Enclosure, Boolabeha, Co. Tipperary
Co. Tipperary |
Enclosures
Beneath the tarmac of a quiet road in Boolabeha, North Tipperary, lies an ancient enclosure that has effectively ceased to exist at ground level.
What was once a defined circular or oval bank, the kind of earthwork that enclosed a farmstead or settlement in early medieval Ireland, has been so thoroughly absorbed into the landscape that nothing of it is now visible to the eye. The road that bisects it runs on a north-south axis, and the enclosure simply accommodated it, or rather, the enclosure lost that argument entirely.

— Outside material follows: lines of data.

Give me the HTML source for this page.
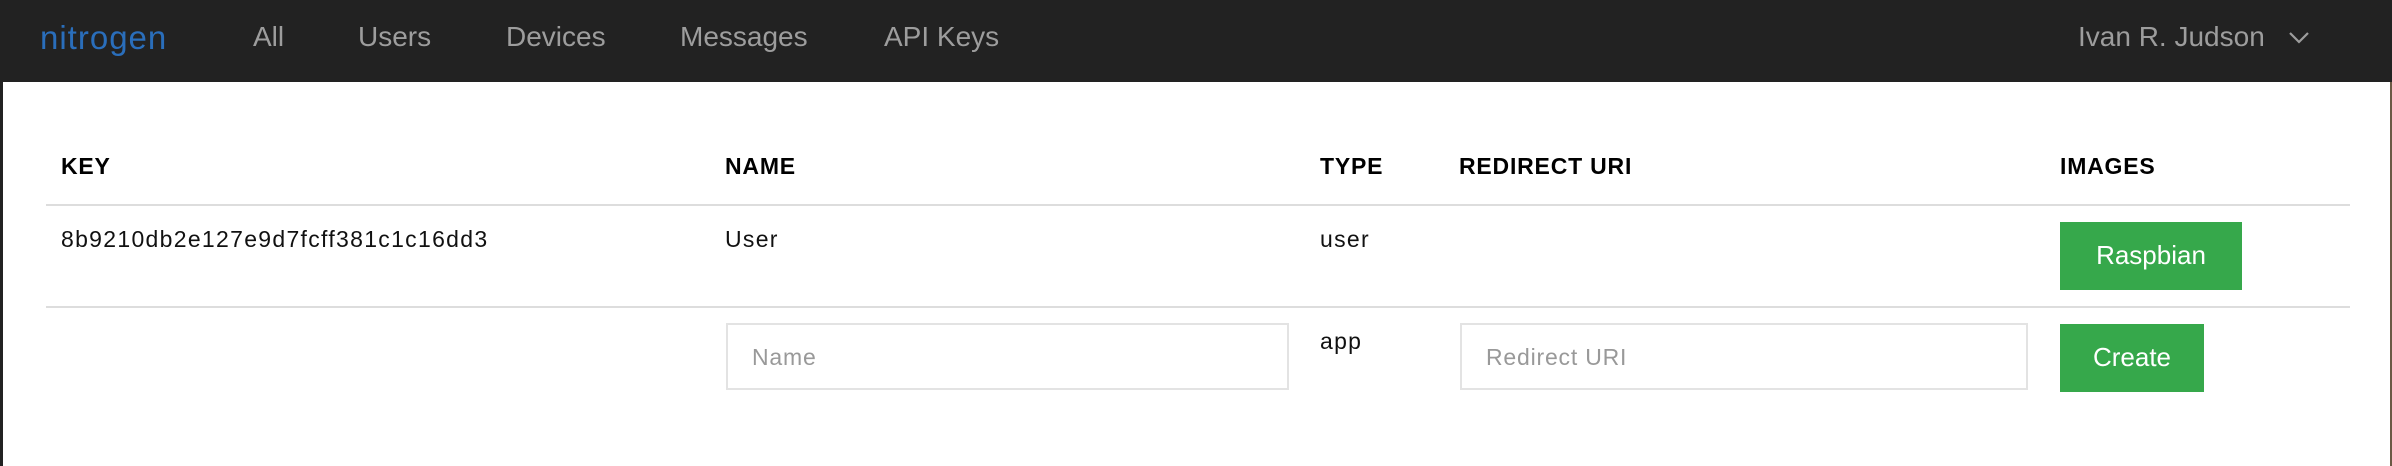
<!DOCTYPE html>
<html><head><meta charset="utf-8"><style>
*{margin:0;padding:0;box-sizing:border-box}
body{width:2392px;height:466px;background:#fff;font-family:"Liberation Sans",sans-serif;position:relative;overflow:hidden}
.nav{position:absolute;left:0;top:0;width:2392px;height:82px;background:#222}
.nav span{position:absolute;top:21px;font-size:28px;color:#9d9d9d}
.brand{color:#2a6ebb!important;font-size:33px!important;top:19px!important;letter-spacing:1px}
.t{position:absolute;font-size:23px;color:#111;letter-spacing:1.3px}
.h{font-weight:bold;font-size:23px;color:#000;letter-spacing:0.8px}
.line{position:absolute;left:46px;width:2304px;height:2px;background:#ddd}
.inp{position:absolute;border:2px solid #e3e3e3;height:67px;top:323px}
.inp span{position:absolute;left:24px;top:19px;font-size:23px;color:#999;letter-spacing:0.8px}
.btn{position:absolute;background:#36a84b;color:#fff;font-size:26px;left:2060px;height:68px;text-align:center;line-height:66px}
</style></head><body>
<div style="position:absolute;left:0;top:0;width:3px;height:466px;background:#222"></div>
<div class="nav">
<span class="brand" style="left:40px">nitrogen</span>
<span style="left:253px">All</span>
<span style="left:358px">Users</span>
<span style="left:506px">Devices</span>
<span style="left:680px">Messages</span>
<span style="left:884px">API Keys</span>
<span style="left:2078px">Ivan R. Judson</span>
<svg style="position:absolute;left:2288px;top:30px" width="22" height="16"><path d="M2 3 L11 12 L20 3" stroke="#9d9d9d" stroke-width="2.2" fill="none"/></svg>
</div>
<div class="t h" style="left:61px;top:153px">KEY</div>
<div class="t h" style="left:725px;top:153px">NAME</div>
<div class="t h" style="left:1320px;top:153px">TYPE</div>
<div class="t h" style="left:1459px;top:153px">REDIRECT URI</div>
<div class="t h" style="left:2060px;top:153px">IMAGES</div>
<div class="line" style="top:204px"></div>
<div class="t" style="left:61px;top:226px">8b9210db2e127e9d7fcff381c1c16dd3</div>
<div class="t" style="left:725px;top:226px">User</div>
<div class="t" style="left:1320px;top:226px">user</div>
<div class="btn" style="top:222px;width:182px">Raspbian</div>
<div class="line" style="top:306px"></div>
<div class="inp" style="left:726px;width:563px"><span>Name</span></div>
<div class="t" style="left:1320px;top:328px">app</div>
<div class="inp" style="left:1460px;width:568px"><span>Redirect URI</span></div>
<div class="btn" style="top:324px;width:144px">Create</div>
<div style="position:absolute;right:0;top:82px;width:2px;height:384px;background:#6b5a45"></div>
</body></html>
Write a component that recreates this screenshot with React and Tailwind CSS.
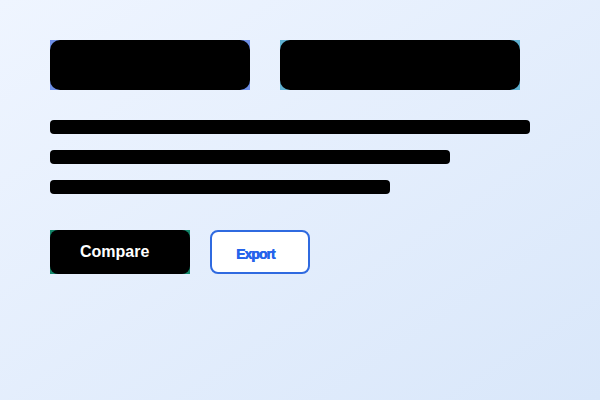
import React from "react";

export default function App() {
  return (
    <div
      className="w-[600px] h-[400px] bg-gradient-to-br from-[#eff5ff] to-[#d9e7fa] pl-[50px] pt-[40px] flex flex-col"
      style={{ fontFamily: '"Liberation Sans", Arial, sans-serif' }}
    >
      <div className="flex gap-[30px]">
        <div className="w-[200px] h-[50px] bg-[#6e8fe6]">
          <div className="w-full h-full bg-black rounded-[10px]" />
        </div>
        <div className="w-[240px] h-[50px] bg-[#5fb1d1]">
          <div className="w-full h-full bg-black rounded-[10px]" />
        </div>
      </div>
      <div className="mt-[30px] flex flex-col gap-[16px]">
        <div className="w-[480px] h-[14px] bg-black rounded-[4px]" />
        <div className="w-[400px] h-[14px] bg-black rounded-[4px]" />
        <div className="w-[340px] h-[14px] bg-black rounded-[4px]" />
      </div>
      <div className="mt-[36px] flex gap-[20px]">
        <div className="w-[140px] h-[44px] bg-[#14876b]">
          <button className="w-full h-full bg-black rounded-[8px] flex items-center pl-[30px] text-white text-[16px] font-bold">
            Compare
          </button>
        </div>
        <button className="w-[100px] h-[44px] bg-white border-2 border-[#2f6ae0] rounded-[8px] flex items-center pl-[24px] pt-[4px] text-[#2563eb] text-[14px] font-bold tracking-[-1px] [text-shadow:0.6px_0_0_#2563eb]">
          Export
        </button>
      </div>
    </div>
  );
}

The earliest evidence for the site's former shape comes from the first edition Ordnance Survey six-inch map, produced in the nineteenth century, on which the enclosure appears as a small, distinct feature cut through by the road. By the time fieldwork caught up with the cartographic record, the earthwork had vanished from the surface. The one remaining clue is a slight irregularity in the line of a nearby field fence, a kink that probably traces the arc of the original enclosing bank. Such enclosures, often called ringforts or raths when they survive in recognisable form, are among the most common archaeological monument types in Ireland, with estimates running to tens of thousands across the country. That commonness makes their gradual disappearance all the more quietly significant; each one that goes leaves only the occasional bent fence line or a faint crease in a field to hint at what stood there.
For anyone passing through this part of North Tipperary, on a west-facing slope amid gently rolling farmland, the site offers nothing in the way of visible archaeology. Its interest lies precisely in that absence, and in the way a nineteenth-century map preserves the outline of something the ground itself no longer holds.